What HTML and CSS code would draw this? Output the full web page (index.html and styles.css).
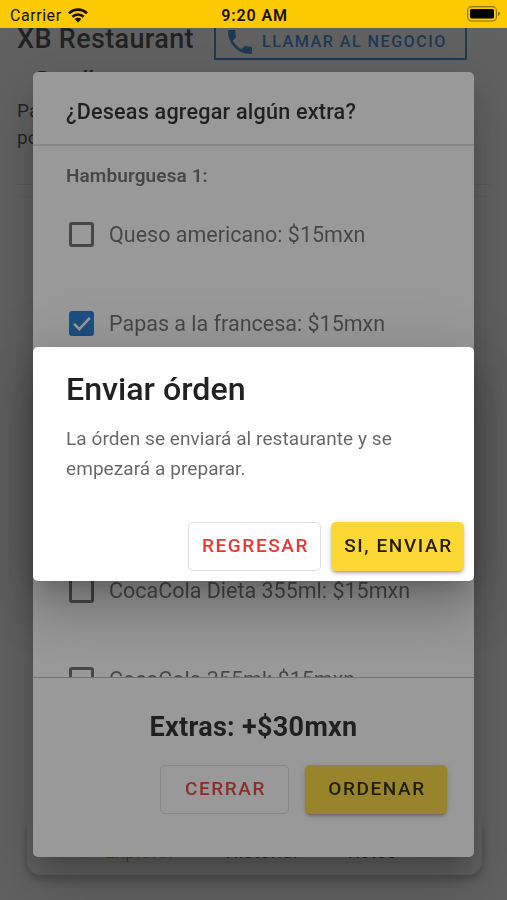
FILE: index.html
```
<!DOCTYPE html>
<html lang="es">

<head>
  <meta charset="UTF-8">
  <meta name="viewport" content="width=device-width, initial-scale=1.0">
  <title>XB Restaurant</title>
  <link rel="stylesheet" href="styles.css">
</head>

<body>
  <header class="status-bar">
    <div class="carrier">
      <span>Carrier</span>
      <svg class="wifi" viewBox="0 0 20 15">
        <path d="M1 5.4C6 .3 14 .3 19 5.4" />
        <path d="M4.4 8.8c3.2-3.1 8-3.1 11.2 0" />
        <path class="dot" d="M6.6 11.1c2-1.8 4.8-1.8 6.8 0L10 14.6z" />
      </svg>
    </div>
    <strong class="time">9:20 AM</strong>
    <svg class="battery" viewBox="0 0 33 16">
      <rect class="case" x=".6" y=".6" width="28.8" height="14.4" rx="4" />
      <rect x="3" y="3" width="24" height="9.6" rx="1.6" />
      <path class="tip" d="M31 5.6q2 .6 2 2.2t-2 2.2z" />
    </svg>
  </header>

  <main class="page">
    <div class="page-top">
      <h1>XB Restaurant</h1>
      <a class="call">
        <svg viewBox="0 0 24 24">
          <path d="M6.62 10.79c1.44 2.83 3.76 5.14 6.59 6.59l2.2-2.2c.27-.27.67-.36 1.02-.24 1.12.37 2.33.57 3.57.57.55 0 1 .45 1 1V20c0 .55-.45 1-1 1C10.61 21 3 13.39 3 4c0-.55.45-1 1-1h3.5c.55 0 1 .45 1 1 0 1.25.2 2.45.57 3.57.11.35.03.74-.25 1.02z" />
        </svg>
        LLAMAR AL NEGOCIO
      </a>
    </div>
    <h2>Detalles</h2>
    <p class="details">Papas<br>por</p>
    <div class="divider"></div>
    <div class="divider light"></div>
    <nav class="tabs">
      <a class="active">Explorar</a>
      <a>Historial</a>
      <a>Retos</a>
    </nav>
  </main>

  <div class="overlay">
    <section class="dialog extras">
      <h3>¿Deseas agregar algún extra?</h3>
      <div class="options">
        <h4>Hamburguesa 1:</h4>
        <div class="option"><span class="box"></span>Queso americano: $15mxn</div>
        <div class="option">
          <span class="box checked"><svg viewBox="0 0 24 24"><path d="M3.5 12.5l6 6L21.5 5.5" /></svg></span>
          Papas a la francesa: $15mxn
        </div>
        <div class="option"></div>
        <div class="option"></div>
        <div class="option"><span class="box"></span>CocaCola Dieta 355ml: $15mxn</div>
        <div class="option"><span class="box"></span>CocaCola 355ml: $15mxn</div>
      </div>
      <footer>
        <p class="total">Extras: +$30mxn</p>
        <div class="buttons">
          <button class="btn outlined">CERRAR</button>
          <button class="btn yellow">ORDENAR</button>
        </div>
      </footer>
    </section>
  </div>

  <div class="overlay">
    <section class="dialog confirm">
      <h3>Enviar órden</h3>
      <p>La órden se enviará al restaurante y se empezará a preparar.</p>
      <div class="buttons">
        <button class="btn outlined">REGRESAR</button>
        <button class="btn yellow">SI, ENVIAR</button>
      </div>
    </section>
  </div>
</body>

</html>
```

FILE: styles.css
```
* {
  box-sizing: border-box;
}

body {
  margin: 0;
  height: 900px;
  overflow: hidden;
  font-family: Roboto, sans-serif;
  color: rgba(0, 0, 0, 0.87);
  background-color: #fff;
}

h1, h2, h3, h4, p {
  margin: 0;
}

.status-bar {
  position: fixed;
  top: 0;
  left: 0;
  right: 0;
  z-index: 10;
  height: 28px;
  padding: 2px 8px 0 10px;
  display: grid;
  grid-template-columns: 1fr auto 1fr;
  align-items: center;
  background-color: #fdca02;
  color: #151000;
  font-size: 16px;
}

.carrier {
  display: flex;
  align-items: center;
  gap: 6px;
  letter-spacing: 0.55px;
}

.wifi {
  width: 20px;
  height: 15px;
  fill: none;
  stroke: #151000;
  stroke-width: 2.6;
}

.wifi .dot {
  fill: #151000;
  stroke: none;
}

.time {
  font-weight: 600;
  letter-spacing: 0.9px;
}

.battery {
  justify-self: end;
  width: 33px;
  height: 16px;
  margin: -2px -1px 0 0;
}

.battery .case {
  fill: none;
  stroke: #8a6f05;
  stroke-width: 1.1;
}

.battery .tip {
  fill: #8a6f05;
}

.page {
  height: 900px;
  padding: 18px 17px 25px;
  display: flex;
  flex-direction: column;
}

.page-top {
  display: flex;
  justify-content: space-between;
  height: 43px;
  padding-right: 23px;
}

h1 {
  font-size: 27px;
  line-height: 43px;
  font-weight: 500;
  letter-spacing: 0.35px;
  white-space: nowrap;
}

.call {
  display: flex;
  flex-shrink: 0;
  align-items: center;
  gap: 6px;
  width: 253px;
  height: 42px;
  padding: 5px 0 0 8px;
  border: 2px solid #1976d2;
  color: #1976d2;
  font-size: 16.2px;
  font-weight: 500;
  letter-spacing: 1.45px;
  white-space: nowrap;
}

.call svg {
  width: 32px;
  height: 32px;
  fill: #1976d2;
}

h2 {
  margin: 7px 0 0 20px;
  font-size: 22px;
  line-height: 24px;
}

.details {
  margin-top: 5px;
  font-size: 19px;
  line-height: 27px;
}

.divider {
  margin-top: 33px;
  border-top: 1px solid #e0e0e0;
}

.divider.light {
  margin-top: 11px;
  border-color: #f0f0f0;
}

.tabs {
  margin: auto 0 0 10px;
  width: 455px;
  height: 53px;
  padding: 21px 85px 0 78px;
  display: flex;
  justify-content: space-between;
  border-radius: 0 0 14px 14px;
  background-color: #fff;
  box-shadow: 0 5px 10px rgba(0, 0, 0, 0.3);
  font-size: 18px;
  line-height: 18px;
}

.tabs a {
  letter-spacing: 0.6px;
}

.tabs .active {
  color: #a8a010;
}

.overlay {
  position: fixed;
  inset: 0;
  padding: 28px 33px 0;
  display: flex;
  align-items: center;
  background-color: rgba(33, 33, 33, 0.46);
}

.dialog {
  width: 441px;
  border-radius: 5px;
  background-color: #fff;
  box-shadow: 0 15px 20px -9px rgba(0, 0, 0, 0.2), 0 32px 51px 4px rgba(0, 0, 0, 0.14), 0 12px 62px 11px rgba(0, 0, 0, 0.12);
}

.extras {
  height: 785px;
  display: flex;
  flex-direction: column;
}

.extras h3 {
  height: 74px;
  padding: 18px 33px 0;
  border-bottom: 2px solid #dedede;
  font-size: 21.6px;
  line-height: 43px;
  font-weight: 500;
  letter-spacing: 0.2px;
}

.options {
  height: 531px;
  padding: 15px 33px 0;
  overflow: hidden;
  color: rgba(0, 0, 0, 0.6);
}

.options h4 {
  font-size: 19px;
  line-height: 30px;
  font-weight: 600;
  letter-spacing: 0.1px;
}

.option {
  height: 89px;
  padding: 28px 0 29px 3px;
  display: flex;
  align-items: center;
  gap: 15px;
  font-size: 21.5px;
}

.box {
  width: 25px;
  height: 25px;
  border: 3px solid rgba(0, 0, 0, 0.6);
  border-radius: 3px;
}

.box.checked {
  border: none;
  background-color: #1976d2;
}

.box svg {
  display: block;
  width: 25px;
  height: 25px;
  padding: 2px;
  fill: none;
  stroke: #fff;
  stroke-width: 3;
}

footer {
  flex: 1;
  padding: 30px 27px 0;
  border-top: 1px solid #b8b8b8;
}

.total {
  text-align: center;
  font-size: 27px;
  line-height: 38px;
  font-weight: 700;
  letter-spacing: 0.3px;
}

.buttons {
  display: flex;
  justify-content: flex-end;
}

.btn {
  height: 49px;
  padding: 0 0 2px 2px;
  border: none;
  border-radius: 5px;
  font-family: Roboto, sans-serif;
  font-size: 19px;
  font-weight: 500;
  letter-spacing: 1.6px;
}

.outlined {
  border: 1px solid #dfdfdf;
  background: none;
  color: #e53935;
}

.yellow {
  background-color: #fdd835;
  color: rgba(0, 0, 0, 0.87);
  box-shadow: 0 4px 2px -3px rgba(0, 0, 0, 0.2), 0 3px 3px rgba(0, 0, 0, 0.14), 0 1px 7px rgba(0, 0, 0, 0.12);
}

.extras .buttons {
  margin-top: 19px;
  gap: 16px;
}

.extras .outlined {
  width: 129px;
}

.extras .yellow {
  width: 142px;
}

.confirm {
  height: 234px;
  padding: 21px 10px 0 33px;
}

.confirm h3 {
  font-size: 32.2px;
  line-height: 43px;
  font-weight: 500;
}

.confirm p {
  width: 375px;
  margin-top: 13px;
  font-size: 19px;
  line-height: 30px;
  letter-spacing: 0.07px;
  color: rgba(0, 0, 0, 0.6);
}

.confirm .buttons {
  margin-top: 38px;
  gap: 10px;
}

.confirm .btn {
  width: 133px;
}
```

******

WHAT THE EXERCISE ASKS: Pull every line containing "styles" from the material above.

FULL OUTPUT:
What HTML and CSS code would draw this? Output the full web page (index.html and styles.css).
  <link rel="stylesheet" href="styles.css">
FILE: styles.css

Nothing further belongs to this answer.